En effet, l’Igas estime à 7 820 le nombre d’apprentis ayant effectué une mobilité entre 2018 et 2019, soit 2,1 % d’entre eux, un total bien loin des autres catégories ; pour les étudiants, les chiffres avoisinent les 17 %. Et pour cause ! De nombreux obstacles juridiques, financiers ou académiques viennent freiner la mobilité européenne et internationale des apprentis de notre pays.
Face à ce constat, nous devons agir pour faciliter les échanges. Telle est l’ambition défendue au travers de cette proposition de loi. Celle-ci vise à lever un certain nombre d’obstacles.
Je pense à l’article 1er, qui crée un droit d’option entre mise en veille du contrat et mise à disposition de l’alternant, lorsque ce dernier effectue une mobilité internationale.
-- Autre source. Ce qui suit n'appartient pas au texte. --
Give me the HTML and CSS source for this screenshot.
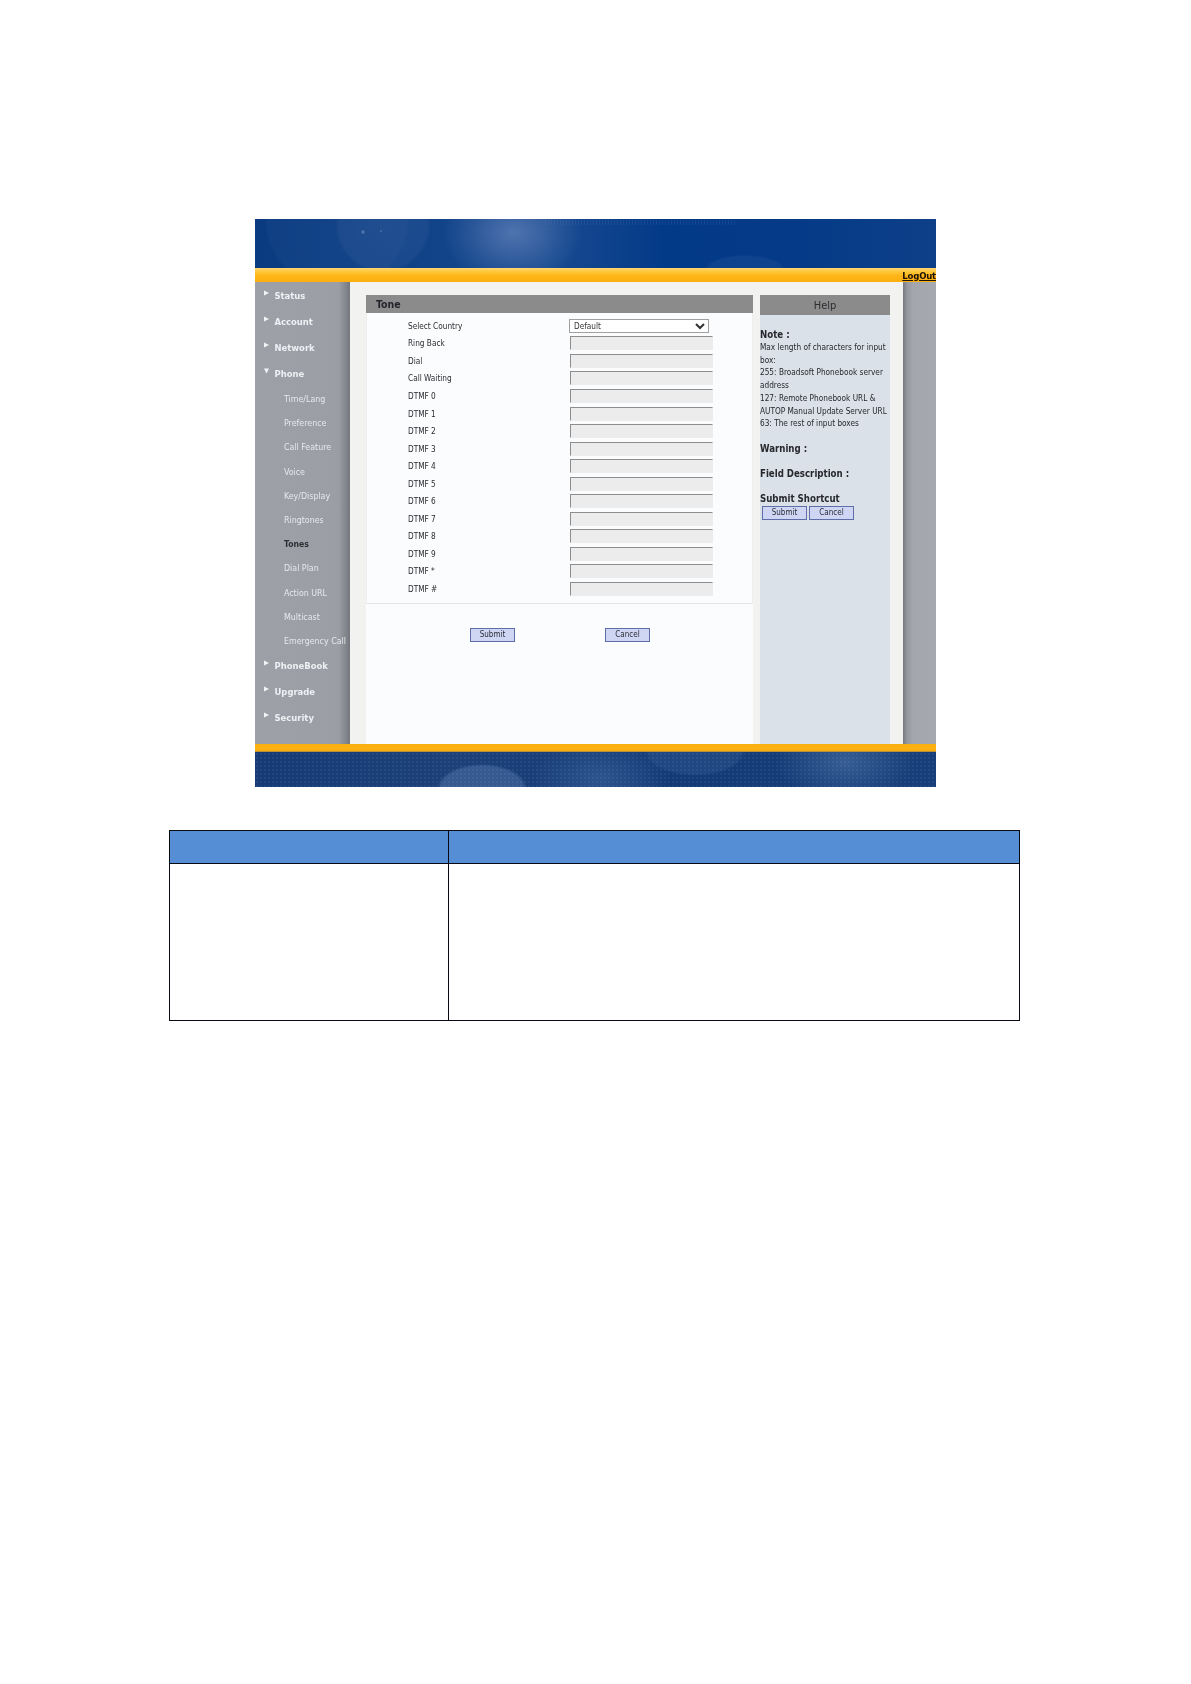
FILE: index.html
```html
<!DOCTYPE html>
<html lang="en">
<head>
<meta charset="utf-8">
<title>Tone</title>
<link rel="stylesheet" href="styles.css">
</head>
<body>
<div class="shot">
  <div class="banner"></div>
  <div class="bar"><a class="logout">LogOut</a></div>
  <div class="main">
    <nav class="side">
      <div class="top"><svg class="tri" viewBox="0 0 6 6"><path d="M0 0L6 3L0 6Z"/></svg>Status</div>
      <div class="top"><svg class="tri" viewBox="0 0 6 6"><path d="M0 0L6 3L0 6Z"/></svg>Account</div>
      <div class="top"><svg class="tri" viewBox="0 0 6 6"><path d="M0 0L6 3L0 6Z"/></svg>Network</div>
      <div class="top"><svg class="tri" viewBox="0 0 6 6"><path d="M0 0L6 0L3 6Z"/></svg>Phone</div>
      <div class="sub">Time/Lang</div>
      <div class="sub">Preference</div>
      <div class="sub">Call Feature</div>
      <div class="sub">Voice</div>
      <div class="sub">Key/Display</div>
      <div class="sub">Ringtones</div>
      <div class="sub current">Tones</div>
      <div class="sub">Dial Plan</div>
      <div class="sub">Action URL</div>
      <div class="sub">Multicast</div>
      <div class="sub">Emergency Call</div>
      <div class="top"><svg class="tri" viewBox="0 0 6 6"><path d="M0 0L6 3L0 6Z"/></svg>PhoneBook</div>
      <div class="top"><svg class="tri" viewBox="0 0 6 6"><path d="M0 0L6 3L0 6Z"/></svg>Upgrade</div>
      <div class="top"><svg class="tri" viewBox="0 0 6 6"><path d="M0 0L6 3L0 6Z"/></svg>Security</div>
    </nav>
    <section class="content">
      <div class="panel">
        <h2 class="title">Tone</h2>
        <div class="rows">
          <div class="row"><span>Select Country</span><select class="sel"><option>Default</option></select></div>
          <div class="row"><span>Ring Back</span><input class="field" readonly></div>
          <div class="row"><span>Dial</span><input class="field" readonly></div>
          <div class="row"><span>Call Waiting</span><input class="field" readonly></div>
          <div class="row"><span>DTMF 0</span><input class="field" readonly></div>
          <div class="row"><span>DTMF 1</span><input class="field" readonly></div>
          <div class="row"><span>DTMF 2</span><input class="field" readonly></div>
          <div class="row"><span>DTMF 3</span><input class="field" readonly></div>
          <div class="row"><span>DTMF 4</span><input class="field" readonly></div>
          <div class="row"><span>DTMF 5</span><input class="field" readonly></div>
          <div class="row"><span>DTMF 6</span><input class="field" readonly></div>
          <div class="row"><span>DTMF 7</span><input class="field" readonly></div>
          <div class="row"><span>DTMF 8</span><input class="field" readonly></div>
          <div class="row"><span>DTMF 9</span><input class="field" readonly></div>
          <div class="row"><span>DTMF *</span><input class="field" readonly></div>
          <div class="row"><span>DTMF #</span><input class="field" readonly></div>
        </div>
        <div class="actions">
          <button class="btn">Submit</button>
          <button class="btn">Cancel</button>
        </div>
      </div>
      <aside class="help">
        <div class="help-title">Help</div>
        <h3 class="note">Note :</h3>
        <p class="note-text">Max length of characters for input<br>box:<br>255: Broadsoft Phonebook server<br>address<br>127: Remote Phonebook URL &amp;<br>AUTOP Manual Update Server URL<br>63: The rest of input boxes</p>
        <h3 class="warn">Warning :</h3>
        <h3 class="desc">Field Description :</h3>
        <h3 class="short">Submit Shortcut</h3>
        <div class="short-btns">
          <button class="btn">Submit</button>
          <button class="btn">Cancel</button>
        </div>
      </aside>
    </section>
    <div class="strip"></div>
  </div>
  <div class="bar-low"></div>
  <div class="foot"></div>
</div>
<table class="tbl">
  <thead><tr><th class="c1"></th><th></th></tr></thead>
  <tbody><tr><td></td><td></td></tr></tbody>
</table>
</body>
</html>
```
FILE: styles.css
```css
* { box-sizing: border-box; }
html, body { margin: 0; background: #fff; }
body { padding-top: 219px; font-family: "DejaVu Sans", sans-serif; color: #222; }

.shot { width: 681px; margin-left: 255px; filter: blur(0.35px); }

.banner {
  height: 49px;
  background:
    radial-gradient(circle 2.5px at 108px 13px, rgba(170,190,225,.5), transparent),
    radial-gradient(circle 1.5px at 126px 12px, rgba(170,190,225,.4), transparent),
    radial-gradient(ellipse 70px 52px at 258px 14px, rgba(125,150,200,.55), rgba(85,120,180,.28) 65%, transparent),
    radial-gradient(circle 48px at 128px 6px, rgba(100,130,180,.16), rgba(100,130,180,.12) 92%, transparent),
    radial-gradient(circle 72px at 82px 0, rgba(70,105,165,.1) 97%, transparent),
    repeating-linear-gradient(90deg, rgba(150,175,220,.1) 0 1px, transparent 1px 3px) 290px 1px / 190px 5px no-repeat,
    radial-gradient(ellipse 40px 14px at 490px 50px, rgba(60,100,160,.2) 90%, transparent),
    linear-gradient(90deg, #0a3a80 0, #0e4086 20%, #1a4b90 42%, #033a88 60%, #043a87 80%, #0e4088 100%);
}

.bar {
  height: 14px;
  display: flex;
  justify-content: flex-end;
  align-items: flex-end;
  background: linear-gradient(#ffd773 0, #ffc536 28%, #fdb414 60%, #fcb010 100%);
}
.logout {
  font-size: 9.5px;
  font-weight: 700;
  line-height: 12px;
  letter-spacing: -.2px;
  color: #1d1206;
  text-decoration: underline;
  font-stretch: condensed;
}

.main { display: flex; height: 462px; }

.side {
  width: 95px;
  flex: none;
  padding-top: 1px;
  background: linear-gradient(90deg, #9da0a6 0, #9b9ea5 88%, #7e8187 97%, #74777d 100%);
  color: #eef0f3;
  font-stretch: condensed;
}
.top {
  position: relative;
  height: 26px;
  padding-left: 19.5px;
  line-height: 26px;
  font-size: 9.4px;
  font-weight: 700;
  white-space: nowrap;
}
.tri {
  position: absolute;
  left: 9px;
  top: 7px;
  width: 5px;
  height: 6px;
  fill: #f2f3f5;
}
.sub {
  height: 24.2px;
  padding-left: 29px;
  line-height: 24.2px;
  font-size: 8.8px;
  white-space: nowrap;
  color: #e6e8ec;
}
.sub.current { color: #2e2f33; font-weight: 700; font-size: 8.6px; }

.content {
  width: 553px;
  flex: none;
  display: flex;
  gap: 7px;
  padding: 13px 13px 0 16px;
  background: #f2f2f0;
}
.panel { width: 387px; flex: none; background: #fbfcfe; }
.title {
  margin: 0;
  height: 18px;
  padding-left: 10px;
  background: #8b8b8b;
  color: #23252b;
  font-size: 10.5px;
  font-weight: 700;
  line-height: 18px;
  font-stretch: condensed;
}
.rows {
  padding: 4px 0 5px;
  border-bottom: 1px solid #e4e5e6;
  border-left: 1px solid #eee;
  border-right: 1px solid #eee;
}
.row {
  display: grid;
  grid-template-columns: 162px 143px;
  align-items: center;
  height: 17.55px;
  padding-left: 41px;
  font-size: 8.2px;
  font-stretch: condensed;
  color: #2a2c30;
}
.sel {
  width: 140px;
  height: 14px;
  margin-left: -1px;
  padding: 0;
  border: 1px solid #a0a0a0;
  border-radius: 0;
  background: #fff;
  font-family: "DejaVu Sans", sans-serif;
  font-size: 8.2px;
  font-stretch: condensed;
  color: #333;
}
.field {
  display: block;
  width: 143px;
  height: 14px;
  padding: 0;
  border: 1px solid #ececec;
  border-top: 1.5px solid #8d8d8d;
  border-left: 1px solid #8d8d8d;
  background: #ececec;
  outline: none;
}
.actions {
  display: flex;
  gap: 90px;
  padding: 24px 0 0 104px;
}
.btn {
  width: 45px;
  height: 14px;
  padding: 0;
  border: 1px solid #5f6ea8;
  border-radius: 0;
  background: #ced6f4;
  font-family: "DejaVu Sans", sans-serif;
  font-size: 8px;
  font-stretch: condensed;
  line-height: 12px;
  color: #2a2c34;
}

.help {
  width: 130px;
  flex: none;
  background: #dae1e8;
  color: #26282d;
  font-stretch: condensed;
}
.help-title {
  height: 20px;
  background: #8b8b8b;
  text-align: center;
  font-size: 11px;
  line-height: 22px;
  color: #2c2d30;
}
.help h3 { margin: 0; font-size: 9.6px; font-weight: 700; line-height: 13px; white-space: nowrap; }
.note { padding-top: 13px; }
.note-text {
  margin: 0;
  font-size: 8.2px;
  line-height: 12.7px;
  white-space: nowrap;
}
.help .warn { padding-top: 12px; }
.help .desc { padding-top: 12px; }
.help .short { padding-top: 12px; }
.short-btns { display: flex; gap: 2px; padding: 1px 0 0 2px; }

.strip {
  flex: 1;
  background: linear-gradient(90deg, #77797e 0, #94979d 12%, #a3a6ac 30%, #a6a9af 100%);
}

.bar-low {
  height: 8px;
  background: linear-gradient(#fdb110 0, #fdb110 80%, #9d8540 100%);
}
.foot {
  height: 35px;
  background:
    radial-gradient(circle 1.5px, rgba(190,210,240,.07) 50%, transparent) 0 0 / 4px 4px,
    radial-gradient(ellipse 45px 24px at 227px 36px, rgba(110,145,195,.32) 90%, transparent),
    radial-gradient(ellipse 50px 24px at 440px 0, rgba(80,115,170,.22) 90%, transparent),
    radial-gradient(ellipse 70px 40px at 345px 26px, rgba(90,130,185,.35), transparent),
    radial-gradient(ellipse 70px 40px at 590px 10px, rgba(110,145,195,.38), transparent),
    linear-gradient(90deg, #163b74 0, #1d4079 30%, #123a75 60%, #173e78 100%);
}

.tbl {
  width: 851px;
  margin: 43px 0 0 169px;
  border-collapse: collapse;
  table-layout: fixed;
}
.tbl th, .tbl td { padding: 0; border: 1.2px solid #0a0a12; }
.tbl th { height: 33px; background: #558ed5; }
.tbl td { height: 157px; background: #fff; }
.tbl .c1 { width: 279px; }
```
La mise à disposition de l’alternant ne sera par conséquent plus limitée à un séjour de moins de quatre semaines ; la condition de durée d’exécution du contrat en France d’au moins six mois sera supprimée. Cette mesure permettra aux alternants, aux employeurs et aux organismes de formation de retenir le régime le plus approprié à chaque situation.
Je pense également à l’article 2 qui permettra aux centres de formation d’apprentis de conclure une convention de partenariat avec l’organisme d’accueil à l’étranger.
Je n’oublie pas l’article 2 bis, qui supprime la limite d’âge fixée à 29 ans, ou l’article 3 bis A, qui vise à ratifier l’ordonnance relative à l’apprentissage transfrontalier.
Mes chers collègues, les voyages forment la jeunesse. Par conséquent, afin de permettre aux apprentis de notre pays d’accéder plus facilement à une formation européenne, le groupe RDPI votera avec enthousiasme ce texte ! (Applaudissements sur les travées des groupes RDPI et RDSE. – Mme Frédérique Puissat applaudit également.)